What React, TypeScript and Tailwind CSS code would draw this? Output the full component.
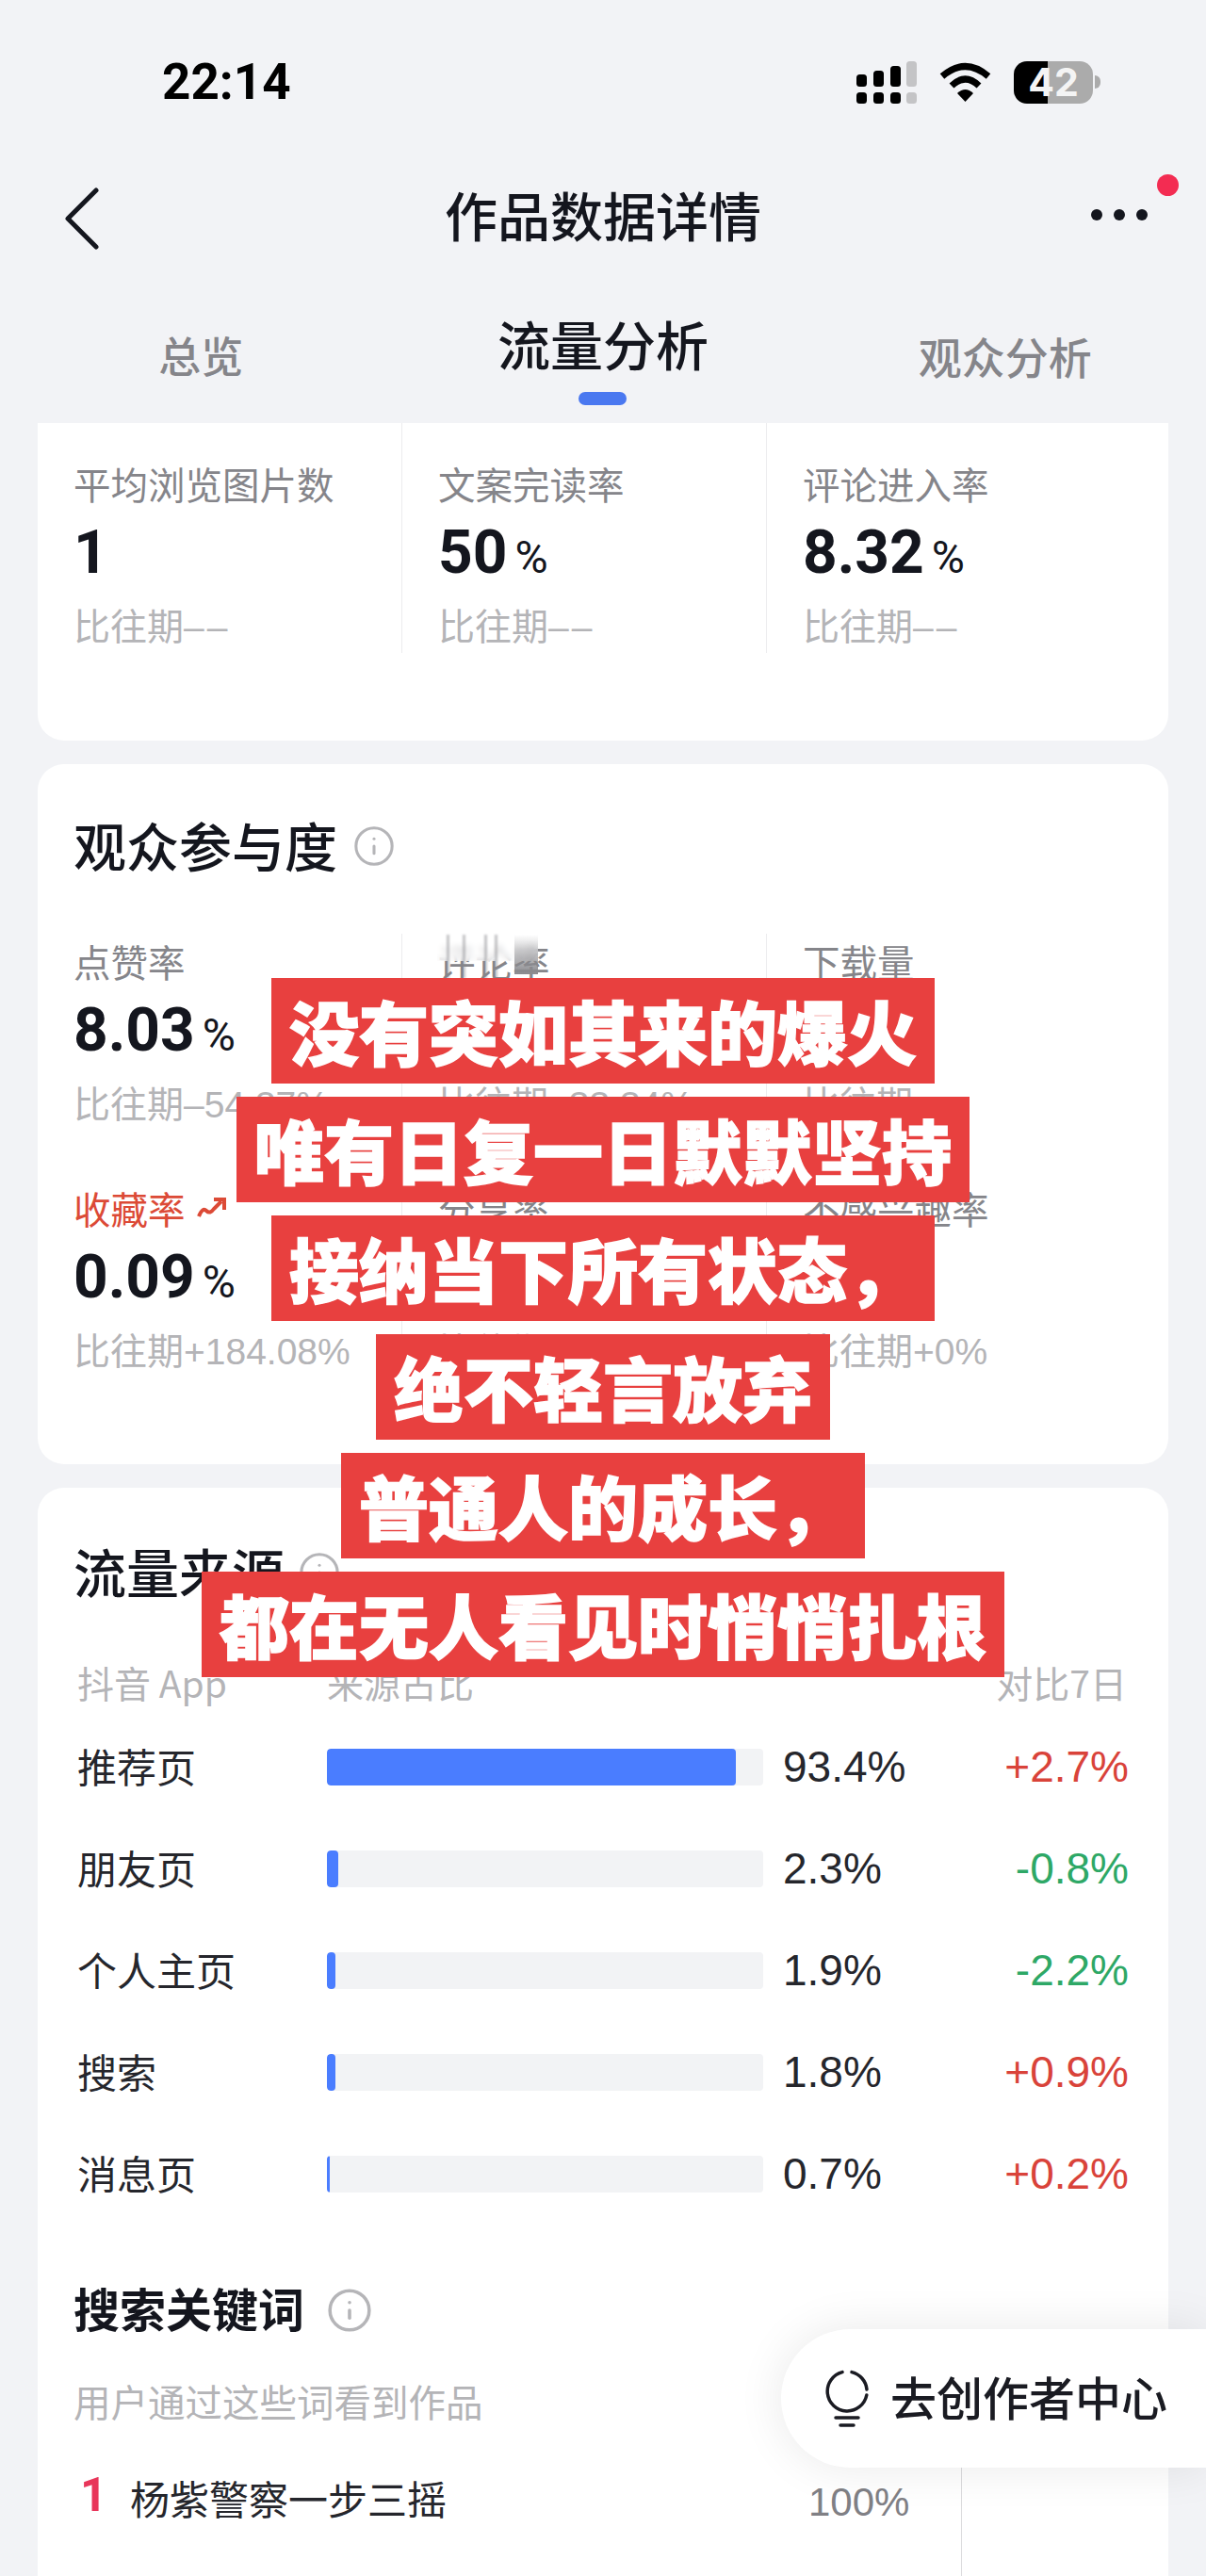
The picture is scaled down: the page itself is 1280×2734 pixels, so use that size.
import React from 'react'
import { Info } from 'lucide-react'

const captions = [
  '没有突如其来的爆火',
  '唯有日复一日默默坚持',
  '接纳当下所有状态，',
  '绝不轻言放弃',
  '普通人的成长，',
  '都在无人看见时悄悄扎根',
]

const sources = [
  { name: '推荐页', share: '93.4%', width: 434, change: '+2.7%', up: true },
  { name: '朋友页', share: '2.3%', width: 12, change: '-0.8%', up: false },
  { name: '个人主页', share: '1.9%', width: 9, change: '-2.2%', up: false },
  { name: '搜索', share: '1.8%', width: 9, change: '+0.9%', up: true },
  { name: '消息页', share: '0.7%', width: 3, change: '+0.2%', up: true },
]

// smeared strokes left by the blur over the hidden label
const smearLines = [47, 64, 87, 98]

const noCompare = (
  <>
    比往期<span className="tracking-[3px]">––</span>
  </>
)

function SignalIcon() {
  return (
    <svg width="64" height="45" viewBox="0 0 64 45">
      <rect x="0" y="14" width="11" height="13" rx="3.5" fill="#000" />
      <rect x="18" y="10" width="11" height="17" rx="3.5" fill="#000" />
      <rect x="36" y="5" width="11" height="22" rx="3.5" fill="#000" />
      <rect x="53" y="0" width="11" height="27" rx="3.5" fill="#c4c4c6" />
      <rect x="0" y="33" width="11" height="12" rx="3.5" fill="#000" />
      <rect x="18" y="33" width="11" height="12" rx="3.5" fill="#000" />
      <rect x="36" y="33" width="11" height="12" rx="3.5" fill="#000" />
      <rect x="53" y="33" width="11" height="12" rx="3.5" fill="#c4c4c6" />
    </svg>
  )
}

function WifiIcon() {
  return (
    <svg width="57" height="42" viewBox="0 0 57 42" fill="none">
      <path d="M4 15 Q28.5 -6 53 15" stroke="#000" strokeWidth="7" />
      <path d="M14 25 Q28.5 11 43 25" stroke="#000" strokeWidth="7" />
      <path d="M20 33 Q28.5 25 37 33 L28.5 42 Z" fill="#000" />
    </svg>
  )
}

function BulbIcon() {
  return (
    <svg width="48" height="64" viewBox="0 0 48 64" fill="none" stroke="#1a1b22" strokeWidth="3.5" strokeLinecap="round">
      <path d="M19 3.6 A21 21 0 1 0 44.8 28" />
      <path d="M29 3.6 A21 21 0 0 1 45 22" />
      <path d="M12 52 H36" />
      <path d="M17 60 H31" />
    </svg>
  )
}

function Metric({
  label,
  value,
  compare,
  divider,
  highlight,
}: {
  label: string
  value?: string
  compare: React.ReactNode
  divider?: boolean
  highlight?: boolean
}) {
  return (
    <div className={`pl-[38px] ${divider ? 'border-l border-[#ececee]' : ''}`}>
      <div className={`flex items-center text-[39.5px] leading-[52px] ${highlight ? 'text-[#dc4a36]' : 'text-[#85858a]'}`}>
        {label}
        {highlight && (
          <svg className="ml-[12px]" width="32" height="24" viewBox="0 0 32 24" fill="none" stroke="#dc4a36" strokeWidth="4">
            <path d="M2 21 Q6 11 10 15 T18 13 L26 5" />
            <path d="M18 3 H29 V14" />
          </svg>
        )}
      </div>
      <div className="mt-[12px] flex h-[72px] items-baseline font-['Roboto',sans-serif] font-bold text-[#14161e]">
        {value && (
          <>
            <span className="text-[64px] leading-[72px]">{value.replace('%', '')}</span>
            {value.endsWith('%') && <span className="ml-[8px] text-[48px] font-normal leading-[72px]">%</span>}
          </>
        )}
      </div>
      <div className="mt-[17px] font-['Liberation_Sans','Noto_Sans_CJK_SC',sans-serif] text-[39px] leading-[52px] text-[#b4b4b7]">{compare}</div>
    </div>
  )
}

function SectionTitle({ children, iconClass }: { children: React.ReactNode; iconClass?: string }) {
  return (
    <div className="flex h-[66px] items-center text-[56px] font-medium leading-[66px] text-[#14161e]">
      {children}
      <Info className={`mt-[4px] ${iconClass ?? 'ml-[16px]'}`} size={46} color="#b5b5b8" strokeWidth={1.6} />
    </div>
  )
}

export default function App() {
  return (
    <div className="relative flex h-[2734px] w-[1280px] flex-col overflow-hidden bg-[#f2f3f6] font-['Noto_Sans_CJK_SC','Noto_Sans',sans-serif]">
      {/* Status bar */}
      <div className="flex h-[174px] shrink-0 items-center justify-between pl-[172px] pr-[112px]">
        <span className="font-['Roboto',sans-serif] text-[53px] font-bold leading-none text-black">22:14</span>
        <div className="flex items-center gap-[23px]">
          <SignalIcon />
          <WifiIcon />
          <div className="flex items-center gap-[2px]">
            <div className="flex h-[45px] w-[84px] items-center justify-center rounded-[14px] bg-[linear-gradient(90deg,#000_43%,#ababab_43%)] font-['Inter',sans-serif] text-[41px] font-bold leading-none text-[#f4f4f4]">
              42
            </div>
            <div className="h-[14px] w-[6px] rounded-r-full bg-[#ababab]" />
          </div>
        </div>
      </div>

      {/* Nav */}
      <div className="grid h-[112px] shrink-0 grid-cols-[1fr_auto_1fr] items-center">
        <div className="pl-[69px] pt-[4px]">
          <svg width="36" height="66" viewBox="0 0 36 66" fill="none" stroke="#14161e" strokeWidth="5" strokeLinecap="round" strokeLinejoin="round">
            <path d="M33 3 L3 33 L33 63" />
          </svg>
        </div>
        <div className="pb-[6px] text-[56px] font-medium leading-[66px] text-[#14161e]">作品数据详情</div>
        <div className="flex justify-end pr-[62px]">
          <div className="relative flex w-[60px] items-center justify-between pb-[4px]">
            <span className="h-[12px] w-[12px] rounded-full bg-[#14161e]" />
            <span className="h-[12px] w-[12px] rounded-full bg-[#14161e]" />
            <span className="h-[12px] w-[12px] rounded-full bg-[#14161e]" />
            <span className="absolute -right-[33px] -top-[37px] h-[23px] w-[23px] rounded-full bg-[#f32c52]" />
          </div>
        </div>
      </div>

      {/* Tabs */}
      <div className="grid h-[163px] shrink-0 grid-cols-3">
        <div className="flex justify-center pt-[58px] text-[45px] font-medium leading-[66px] text-[#85858a]">总览</div>
        <div className="flex flex-col items-center pt-[45px]">
          <span className="text-[56px] font-medium leading-[66px] text-[#14161e]">流量分析</span>
          <span className="mt-[19px] h-[14px] w-[51px] rounded-full bg-[#4a78f0]" />
        </div>
        <div className="flex justify-center pt-[58px] text-[46px] font-medium leading-[66px] text-[#85858a]">观众分析</div>
      </div>

      {/* Scrolled card */}
      <div className="mx-[40px] h-[337px] shrink-0 rounded-b-[28px] bg-white">
        <div className="grid h-[244px] grid-cols-[386px_387px_1fr] [&>div]:pt-[38px]">
          <Metric label="平均浏览图片数" value="1" compare={noCompare} />
          <Metric label="文案完读率" value="50%" compare={noCompare} divider />
          <Metric label="评论进入率" value="8.32%" compare={noCompare} divider />
        </div>
      </div>

      {/* Audience card */}
      <div className="mx-[40px] mt-[25px] h-[743px] shrink-0 rounded-[28px] bg-white pt-[52px]">
        <div className="pl-[38px]">
          <SectionTitle>观众参与度</SectionTitle>
        </div>
        <div className="mt-[62px] grid grid-cols-[386px_387px_1fr] grid-rows-[262px_200px] [&>div]:pt-[3px]">
          <Metric label="点赞率" value="8.03%" compare="比往期–54.37%" />
          <div className="relative border-l border-[#ececee] pl-[38px]">
            <div className="text-[39.5px] leading-[52px] text-[#85858a]">评论率</div>
            {/* blurred out part of the label */}
            <div className="absolute left-[37px] top-[1px] h-[28px] w-[107px] bg-white/70 backdrop-blur-[3px]" />
            {smearLines.map((x) => (
              <div key={x} className="absolute top-[1px] h-[46px] w-[3px] bg-[#8a8a8e]/50 blur-[1px]" style={{ left: x }} />
            ))}
            <div className="absolute left-[119px] top-[1px] h-[42px] w-[25px] bg-gradient-to-b from-transparent to-[#8a8a8e]" />
            <div className="mt-[101px] font-['Liberation_Sans','Noto_Sans_CJK_SC',sans-serif] text-[39px] leading-[52px] text-[#b4b4b7]">比往期–33.34%</div>
          </div>
          <Metric label="下载量" compare="比往期" divider />
          <Metric label="收藏率" value="0.09%" compare="比往期+184.08%" highlight />
          <Metric label="分享率" compare="比往期" divider />
          <Metric label="不感兴趣率" compare="比往期+0%" divider />
        </div>
      </div>

      {/* Traffic card */}
      <div className="mx-[40px] mt-[25px] flex flex-1 flex-col rounded-t-[28px] bg-white pt-[55px]">
        <div className="pl-[38px]">
          <SectionTitle iconClass="ml-[14px]">流量来源</SectionTitle>
        </div>
        <div className="mt-[59px] flex items-center pl-[42px] pr-[44px] text-[39px] leading-[52px] text-[#b4b4b7]">
          <span className="w-[265px]">抖音 App</span>
          <span className="flex-1">来源占比</span>
          <span>对比7日</span>
        </div>
        <div className="mt-[10px]">
          {sources.map((s) => (
            <div key={s.name} className="flex h-[108px] items-center pl-[42px] pr-[42px]">
              <span className="w-[265px] pb-[3px] text-[42px] leading-[52px] text-[#25262c]">{s.name}</span>
              <div className="h-[39px] w-[463px] overflow-hidden rounded-[4px] bg-[#f2f3f5]">
                <div className="h-full rounded-[4px] bg-[#4a7dff]" style={{ width: s.width }} />
              </div>
              <span className="ml-[21px] flex-1 font-['Liberation_Sans',sans-serif] text-[46px] leading-[52px] text-[#25262c]">{s.share}</span>
              <span className={`font-['Liberation_Sans',sans-serif] text-[46px] leading-[52px] ${s.up ? 'text-[#d9433a]' : 'text-[#2ea866]'}`}>
                {s.change}
              </span>
            </div>
          ))}
        </div>

        <div className="mt-[55px] flex h-[66px] items-center pl-[38px] text-[49px] font-bold leading-[66px] text-[#14161e]">
          搜索关键词
          <Info className="ml-[23px] mt-[5px]" size={50} color="#b5b5b8" strokeWidth={1.7} />
        </div>
        <div className="mt-[40px] pl-[38px] text-[39.5px] leading-[52px] text-[#b4b4b7]">用户通过这些词看到作品</div>
        <div className="flex flex-1">
          <div className="flex flex-1 items-start pl-[45px] pt-[44px]">
            <span className="w-[53px] font-['Roboto',sans-serif] text-[50px] font-bold leading-[60px] text-[#e8365a]">1</span>
            <span className="mt-[3px] text-[42px] leading-[60px] text-[#25262c]">杨紫警察一步三摇</span>
          </div>
          <div className="w-[162px] pt-[52px] font-['Liberation_Sans',sans-serif] text-[42px] leading-[60px] text-[#808085]">100%</div>
          <div className="w-[220px] border-l border-[#dcdcde]" />
        </div>
      </div>

      {/* Floating button */}
      <div className="absolute right-0 top-[2472px] flex h-[147px] w-[451px] items-center gap-[22px] rounded-l-[74px] bg-white pl-[46px] shadow-[0_0_50px_rgba(0,0,0,0.09)]">
        <BulbIcon />
        <span className="pb-[6px] text-[49px] font-medium leading-none text-[#1a1b22]">去创作者中心</span>
      </div>

      {/* Caption overlay */}
      <div className="absolute left-0 right-0 top-[1038px] flex flex-col items-center gap-[14px]">
        {captions.map((line) => (
          <div key={line} className="flex h-[112px] items-center bg-[#e8403f] px-[19px] pb-[2px] text-[74px] font-black leading-none text-white [-webkit-text-stroke:1.5px_#fff]">
            {line}
          </div>
        ))}
      </div>
    </div>
  )
}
_ _ _ _ _
◆ **REQUIRED WORK**
Count the lines in the material above where the string "size" appears, then state only that count.

◆ **TASK OUTPUT**
3